International Association
for Cryptologic Research

We suggest a generalization of homomorphic encryption (HE) schemes from a purely geometrical and lattice-based perspective. All the current reference HE schemes are based on the ring version of the Learning with Errors (LWE) problem. In this proposal, we first investigate LWE-based cryptosystems from a lattice point of view and present a framework that allows to obtain the same result, in geometrical terms, from any lattice — as long as it contains a sufficiently short trapdoor vector.

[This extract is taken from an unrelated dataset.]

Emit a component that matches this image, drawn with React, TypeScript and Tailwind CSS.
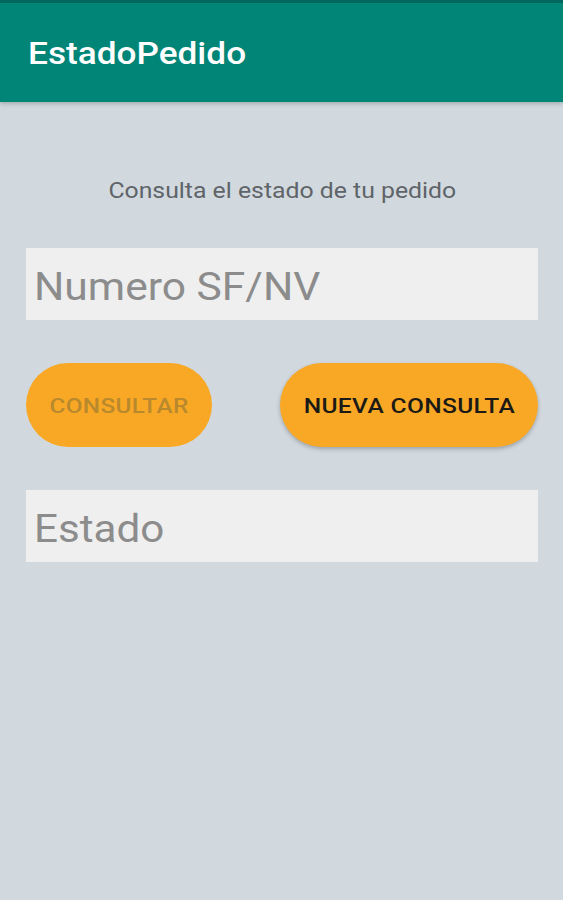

More precisely, we generalize the classical BGV (Brakerski, Gentry and Vaikuntanathan, ITCS '12) and GSW (Gentry, Sahai and Waters, CRYPTO '14) schemes to purely lattice-based variants, which we call Lattice-BGV and Lattice-GSW. By abstracting away the particular hardness assumption, our lattice framework allows to be instantiated with a broader range of lattices and hardness assumptions. For example, LWE gives a natural trapdoor for random $q$-ary lattices, and when plugged into our framework one obtains the original BGV and GSW schemes, while in this work we will also consider an instantiation based on the Lattice Isomorphism Problem (LIP), leading to the first more advanced cryptographic scheme build from LIP$^*$. Our framework also gives a geometrical and natural explanation of HE procedures and generalizes some properties, such as the ability to store many messages in a single ciphertext, one for each short trapdoor vector, without relying on any particular algebraic structure.

$^*$ In a concurrent work Branco, Malavolta and Maradni (ePrint 2025/993) propose an alternative LIP-based FHE construction.